November 1, 2018

Screen Time, Attention, and Growing Minds

By Devon MacEachron

Screen Time, Attention, and Growing Minds

There have been a number of alarming articles in the popular press lately reporting that tech moguls and Silicon-valley types impose far stricter rules on their children’s use of screens than most of us do. They do this because they know how addictive screens are designed to be and fear for their children’s growing minds.

A 10/29/18 article in the N.Y. Times headlined “Silicon Valley Wary of the ‘Devil’ in Our Phones” quoted Chris Anderson (tech creds: former editor of Wired magazine, founder of Geekdad.com, and CEO of a robotics and drone company) as describing how addictive screens are by saying: “On the scale between candy and crack cocaine, it’s closer to crack cocaine.” As parents, he and his wife “thought we could control it” but “this is beyond our power to control. This is going straight to the pleasure centers of the developing brain.” Tim Cook, CEO of Apple, who does not have children of his own but does have influence over his nephew, does not want him on social media. Bill Gates didn’t allow his children to have cellphones until they turned 14 and his wife Melissa wishes they’d waited longer (the average age for a child getting their first phone is 10). Steve Jobs would not let his young children near an iPad. The Times points out: “the people who are closest to a thing are often the most wary of it.”
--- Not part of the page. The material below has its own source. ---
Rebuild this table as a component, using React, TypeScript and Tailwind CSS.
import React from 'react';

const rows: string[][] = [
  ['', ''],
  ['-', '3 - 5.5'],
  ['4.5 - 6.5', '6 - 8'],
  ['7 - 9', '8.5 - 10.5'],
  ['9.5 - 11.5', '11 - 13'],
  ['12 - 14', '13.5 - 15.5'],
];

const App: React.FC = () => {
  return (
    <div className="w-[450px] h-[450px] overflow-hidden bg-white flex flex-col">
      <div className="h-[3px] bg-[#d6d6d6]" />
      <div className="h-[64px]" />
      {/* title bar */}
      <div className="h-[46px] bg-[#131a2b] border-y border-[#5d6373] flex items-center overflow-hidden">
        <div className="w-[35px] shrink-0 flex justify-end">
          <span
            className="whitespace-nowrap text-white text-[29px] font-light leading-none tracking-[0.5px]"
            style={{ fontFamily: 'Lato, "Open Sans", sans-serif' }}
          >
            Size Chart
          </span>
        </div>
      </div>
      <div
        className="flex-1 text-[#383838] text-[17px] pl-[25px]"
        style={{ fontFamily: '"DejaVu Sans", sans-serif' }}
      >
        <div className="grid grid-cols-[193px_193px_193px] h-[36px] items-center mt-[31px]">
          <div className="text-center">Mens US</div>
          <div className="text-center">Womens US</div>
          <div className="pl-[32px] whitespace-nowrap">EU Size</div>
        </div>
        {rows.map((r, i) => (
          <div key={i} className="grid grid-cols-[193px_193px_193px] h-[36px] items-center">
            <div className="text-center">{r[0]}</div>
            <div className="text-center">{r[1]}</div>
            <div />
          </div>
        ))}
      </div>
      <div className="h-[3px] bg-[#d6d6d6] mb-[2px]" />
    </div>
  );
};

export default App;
What people in tech know that we may not be as aware of is how cleverly addictive video games, apps, and social media have been designed to be. They are designed to tap into the pleasure centers of the brain, and they do so in a way that’s hard to replicate in the non-digital world. When a child gets accustomed to the kind of rapid-fire reward system of gaming, YouTubes, and social media they may be less likely to: read a book, which requires considerable patience and offers no bells and whistles; go outside and explore nature; do something creative; and seek out social companionship.

I fear they may be missing out on so much of what makes life rich.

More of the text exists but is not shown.